Questa operazione di Sciarroni è un vero salvataggio, quasi in extremis, perché si contano sulle dita di una mano, oggi, i danzatori di questo ballo. È, come ha dichiarato il coreografo stesso in occasione di un’intervista Rai, prendersi cura di qualcosa di fragile, come questa eredità popolare che se non coltivata può scomparire da un momento all’altro.

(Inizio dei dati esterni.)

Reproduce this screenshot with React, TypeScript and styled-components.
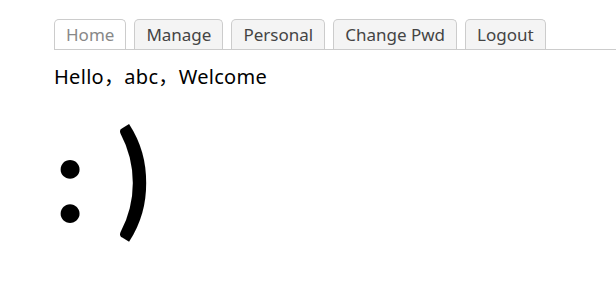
import React from "react";
import styled, { createGlobalStyle } from "styled-components";

const GlobalStyle = createGlobalStyle`
  html, body {
    margin: 0;
    padding: 0;
    background: #ffffff;
    font-family: "Noto Sans", "Open Sans", "Noto Sans CJK SC", sans-serif;
  }
`;

const Page = styled.div`
  padding: 19px 0 0 54px;
`;

const TabBar = styled.ul`
  display: flex;
  gap: 8px;
  margin: 0;
  padding: 0;
  list-style: none;
  border-bottom: 1px solid #cccccc;
`;

const Tab = styled.li<{ active?: boolean }>`
  height: 30px;
  box-sizing: border-box;
  padding: 0 11px;
  display: flex;
  align-items: center;
  background: ${(p) => (p.active ? "#ffffff" : "#f4f4f4")};
  border: 1px solid #cccccc;
  border-bottom: none;
  border-radius: 5px 5px 0 0;
  color: ${(p) => (p.active ? "#888888" : "#444444")};
  font-size: 17px;
  cursor: pointer;
`;

const Greeting = styled.p`
  margin: 14px 0 0;
  font-size: 20px;
  line-height: 26px;
  letter-spacing: 0.3px;
  color: #000000;
`;

const Smile = styled.div`
  margin-top: 9px;
  font-family: "Lato", sans-serif;
  font-weight: 700;
  font-size: 125px;
  line-height: 150px;
  color: #000000;
  white-space: pre;
`;

const tabs = ["Home", "Manage", "Personal", "Change Pwd", "Logout"];

function App() {
  return (
    <Page>
      <GlobalStyle />
      <TabBar>
        {tabs.map((t, i) => (
          <Tab key={t} active={i === 0}>
            {t}
          </Tab>
        ))}
      </TabBar>
      <Greeting>Hello，abc，Welcome</Greeting>
      <Smile>: )</Smile>
    </Page>
  );
}

export default App;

La sua è quindi un’operazione fondamentale di recupero storico e una riflessione sulla trasmissione della memoria e sul ruolo della danza, aedo del nuovo millennio chiamato a muoversi sul confine tra tradizione e contemporaneo.
A conclusione della performance, alle percussioni ritornate sole si unisce il respiro affannato dei danzatori, che persistono, per un attimo anche a musica finita, nei loro passi stretti e nei giri a volte scomposti, facendosi essi stessi ritmo. Scrosciano gli applausi e il bis ci regala il classico pezzo da balera su cui il pubblico tutto non può esimersi dal battere le mani a tempo (o quasi) e le evoluzioni dei due depositari di questa danza antica e popolare sembrano attingere nuova forza vitale e ritrovare la loro genuina dimensione di festa condivisa.
Tra i prossimi appuntamenti della rassegna bergamasca, ricordiamo lunedì 10 agosto la performance Perpendicolare, coprodotta dall’Associazione Immaginare Orlando e Festival Danza Estate: un innesto multidisciplinare inusuale tra il mondo musicale di Cristina Donà e la danza del coreografo Daniele Ninarello, plasmati e cuciti insieme dal musicista e compositore Saverio Lanza. I successivi spettacoli rimandano poi a settembre.